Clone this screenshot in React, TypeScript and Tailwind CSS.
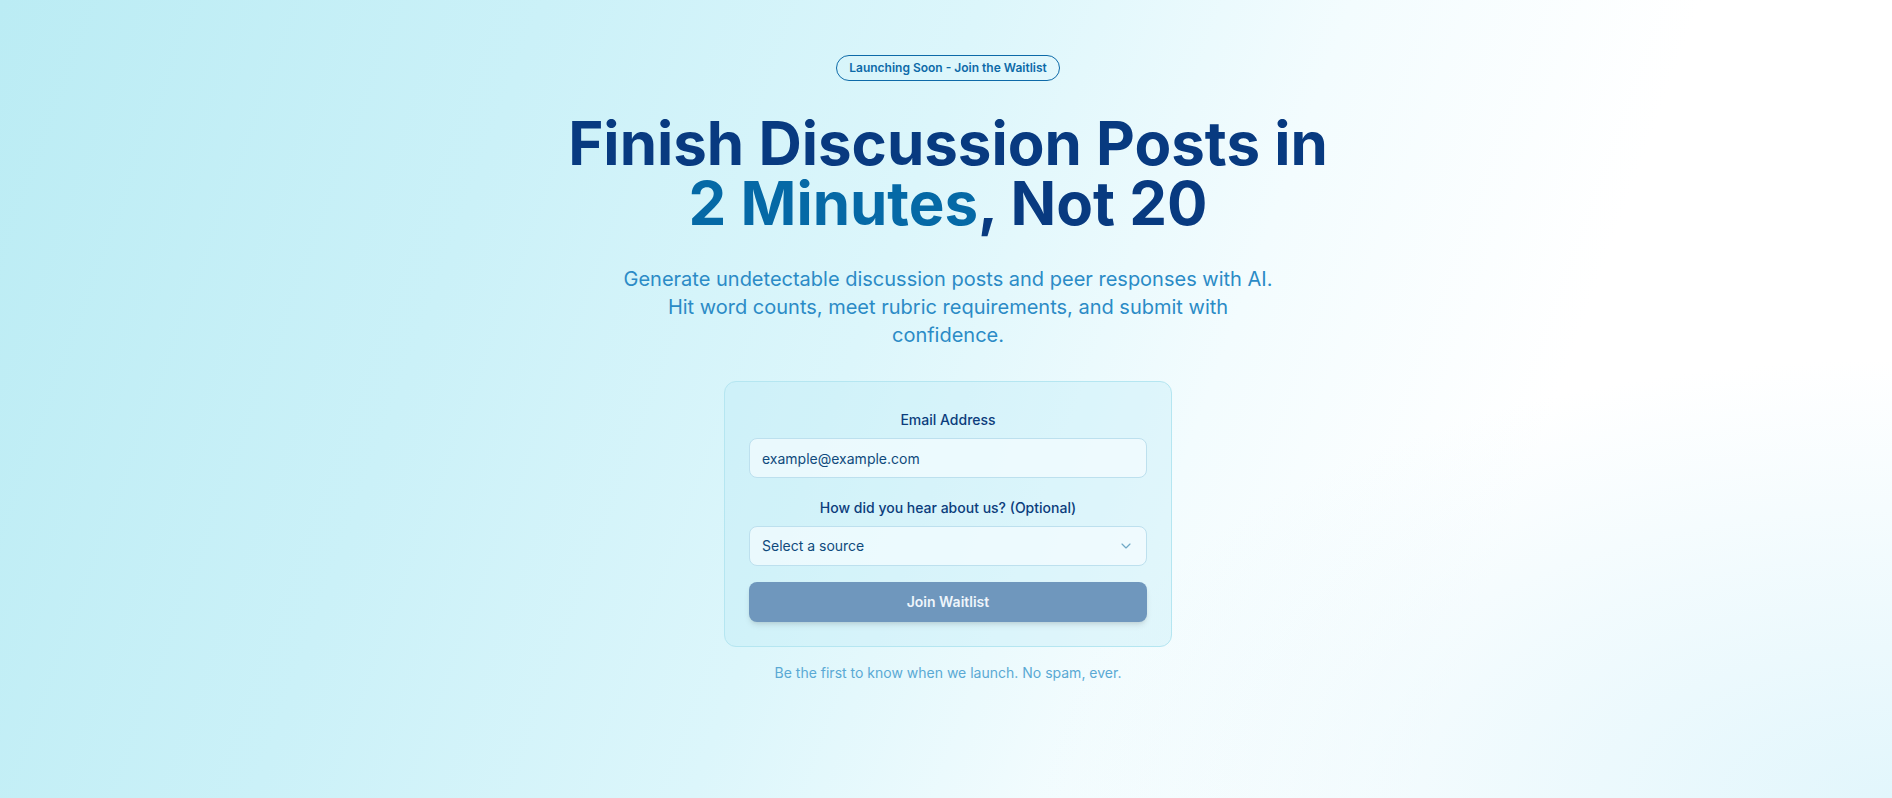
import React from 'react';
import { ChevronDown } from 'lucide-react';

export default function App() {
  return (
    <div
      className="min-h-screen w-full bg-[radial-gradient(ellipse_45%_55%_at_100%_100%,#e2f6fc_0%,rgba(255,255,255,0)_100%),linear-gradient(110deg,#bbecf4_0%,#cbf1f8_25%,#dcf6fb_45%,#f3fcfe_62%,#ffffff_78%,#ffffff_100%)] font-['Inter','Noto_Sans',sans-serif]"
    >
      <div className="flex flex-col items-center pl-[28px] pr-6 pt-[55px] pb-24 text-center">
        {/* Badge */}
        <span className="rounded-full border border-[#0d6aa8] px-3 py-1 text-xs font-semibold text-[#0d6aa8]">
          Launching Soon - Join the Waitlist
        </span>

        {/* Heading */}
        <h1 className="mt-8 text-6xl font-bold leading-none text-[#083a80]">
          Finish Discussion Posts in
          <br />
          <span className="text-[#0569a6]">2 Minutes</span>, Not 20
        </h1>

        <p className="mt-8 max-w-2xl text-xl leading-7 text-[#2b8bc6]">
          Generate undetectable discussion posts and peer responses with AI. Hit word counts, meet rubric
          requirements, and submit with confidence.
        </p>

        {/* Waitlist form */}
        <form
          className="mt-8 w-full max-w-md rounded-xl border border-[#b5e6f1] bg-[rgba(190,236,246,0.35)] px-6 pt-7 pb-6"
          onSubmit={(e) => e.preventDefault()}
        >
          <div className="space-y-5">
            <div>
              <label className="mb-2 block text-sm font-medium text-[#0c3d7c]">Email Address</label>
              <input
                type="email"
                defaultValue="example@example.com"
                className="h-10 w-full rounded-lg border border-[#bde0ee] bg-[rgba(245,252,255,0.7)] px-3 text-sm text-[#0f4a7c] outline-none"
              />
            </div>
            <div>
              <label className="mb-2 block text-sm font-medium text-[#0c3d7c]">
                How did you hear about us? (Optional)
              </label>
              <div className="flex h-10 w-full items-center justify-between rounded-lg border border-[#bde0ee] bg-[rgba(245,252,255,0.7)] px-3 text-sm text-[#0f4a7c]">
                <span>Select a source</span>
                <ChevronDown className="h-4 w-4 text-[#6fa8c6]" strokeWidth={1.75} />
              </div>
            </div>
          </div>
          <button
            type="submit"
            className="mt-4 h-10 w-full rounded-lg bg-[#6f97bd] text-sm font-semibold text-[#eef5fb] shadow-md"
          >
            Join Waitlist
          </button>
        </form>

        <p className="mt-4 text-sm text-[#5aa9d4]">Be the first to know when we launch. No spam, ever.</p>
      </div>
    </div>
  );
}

——

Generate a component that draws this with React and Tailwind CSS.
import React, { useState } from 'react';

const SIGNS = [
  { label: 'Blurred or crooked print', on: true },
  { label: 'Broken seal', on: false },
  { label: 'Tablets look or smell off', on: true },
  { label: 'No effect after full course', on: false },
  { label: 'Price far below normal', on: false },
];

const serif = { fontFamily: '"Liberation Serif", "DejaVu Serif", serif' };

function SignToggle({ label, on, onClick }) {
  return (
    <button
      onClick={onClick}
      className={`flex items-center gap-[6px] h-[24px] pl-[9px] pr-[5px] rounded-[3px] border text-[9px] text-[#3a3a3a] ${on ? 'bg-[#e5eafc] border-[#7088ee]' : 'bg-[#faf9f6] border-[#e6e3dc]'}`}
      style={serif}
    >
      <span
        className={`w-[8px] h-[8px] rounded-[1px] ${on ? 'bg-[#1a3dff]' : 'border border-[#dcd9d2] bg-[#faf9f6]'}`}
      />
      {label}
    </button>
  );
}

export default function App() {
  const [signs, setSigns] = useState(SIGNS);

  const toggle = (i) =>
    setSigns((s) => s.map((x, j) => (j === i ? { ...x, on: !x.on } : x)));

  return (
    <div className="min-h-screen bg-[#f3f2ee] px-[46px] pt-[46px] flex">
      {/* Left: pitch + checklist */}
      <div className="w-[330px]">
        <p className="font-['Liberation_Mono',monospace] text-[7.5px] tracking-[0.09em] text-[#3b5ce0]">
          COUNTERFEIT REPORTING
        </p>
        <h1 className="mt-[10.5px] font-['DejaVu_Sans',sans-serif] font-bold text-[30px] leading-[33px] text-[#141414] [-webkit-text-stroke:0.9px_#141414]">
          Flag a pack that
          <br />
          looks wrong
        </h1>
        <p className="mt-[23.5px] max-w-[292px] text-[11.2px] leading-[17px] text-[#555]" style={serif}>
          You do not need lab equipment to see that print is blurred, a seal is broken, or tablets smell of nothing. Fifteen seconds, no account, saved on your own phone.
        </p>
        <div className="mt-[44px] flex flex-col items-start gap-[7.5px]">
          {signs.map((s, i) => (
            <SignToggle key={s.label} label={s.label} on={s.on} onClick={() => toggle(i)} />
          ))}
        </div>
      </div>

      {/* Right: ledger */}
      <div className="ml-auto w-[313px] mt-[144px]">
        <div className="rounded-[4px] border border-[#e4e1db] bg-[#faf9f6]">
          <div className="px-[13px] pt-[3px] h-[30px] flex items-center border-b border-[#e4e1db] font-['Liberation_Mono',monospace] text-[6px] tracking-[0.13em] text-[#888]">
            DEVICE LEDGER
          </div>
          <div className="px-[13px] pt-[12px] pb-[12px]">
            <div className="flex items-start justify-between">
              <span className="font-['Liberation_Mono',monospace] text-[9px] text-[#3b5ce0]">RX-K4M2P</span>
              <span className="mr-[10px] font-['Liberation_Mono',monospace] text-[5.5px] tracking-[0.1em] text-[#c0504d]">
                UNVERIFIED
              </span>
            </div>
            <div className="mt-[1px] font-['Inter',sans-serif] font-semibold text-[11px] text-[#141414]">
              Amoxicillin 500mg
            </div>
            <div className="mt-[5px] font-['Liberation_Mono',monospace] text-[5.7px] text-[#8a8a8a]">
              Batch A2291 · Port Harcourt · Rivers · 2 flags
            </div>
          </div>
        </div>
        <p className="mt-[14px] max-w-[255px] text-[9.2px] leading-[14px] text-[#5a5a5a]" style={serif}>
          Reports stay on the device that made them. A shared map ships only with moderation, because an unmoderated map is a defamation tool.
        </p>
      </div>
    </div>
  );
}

——

**THE EXERCISE:** Repeat the entries above verbatim, but only from the line that has "Generate a component" down to the line that has "setSigns((s) => s.map((x, j)", inclusive.

**ANSWER TO THIS PROBLEM:**
Generate a component that draws this with React and Tailwind CSS.
import React, { useState } from 'react';

const SIGNS = [
  { label: 'Blurred or crooked print', on: true },
  { label: 'Broken seal', on: false },
  { label: 'Tablets look or smell off', on: true },
  { label: 'No effect after full course', on: false },
  { label: 'Price far below normal', on: false },
];

const serif = { fontFamily: '"Liberation Serif", "DejaVu Serif", serif' };

function SignToggle({ label, on, onClick }) {
  return (
    <button
      onClick={onClick}
      className={`flex items-center gap-[6px] h-[24px] pl-[9px] pr-[5px] rounded-[3px] border text-[9px] text-[#3a3a3a] ${on ? 'bg-[#e5eafc] border-[#7088ee]' : 'bg-[#faf9f6] border-[#e6e3dc]'}`}
      style={serif}
    >
      <span
        className={`w-[8px] h-[8px] rounded-[1px] ${on ? 'bg-[#1a3dff]' : 'border border-[#dcd9d2] bg-[#faf9f6]'}`}
      />
      {label}
    </button>
  );
}

export default function App() {
  const [signs, setSigns] = useState(SIGNS);

  const toggle = (i) =>
    setSigns((s) => s.map((x, j) => (j === i ? { ...x, on: !x.on } : x)));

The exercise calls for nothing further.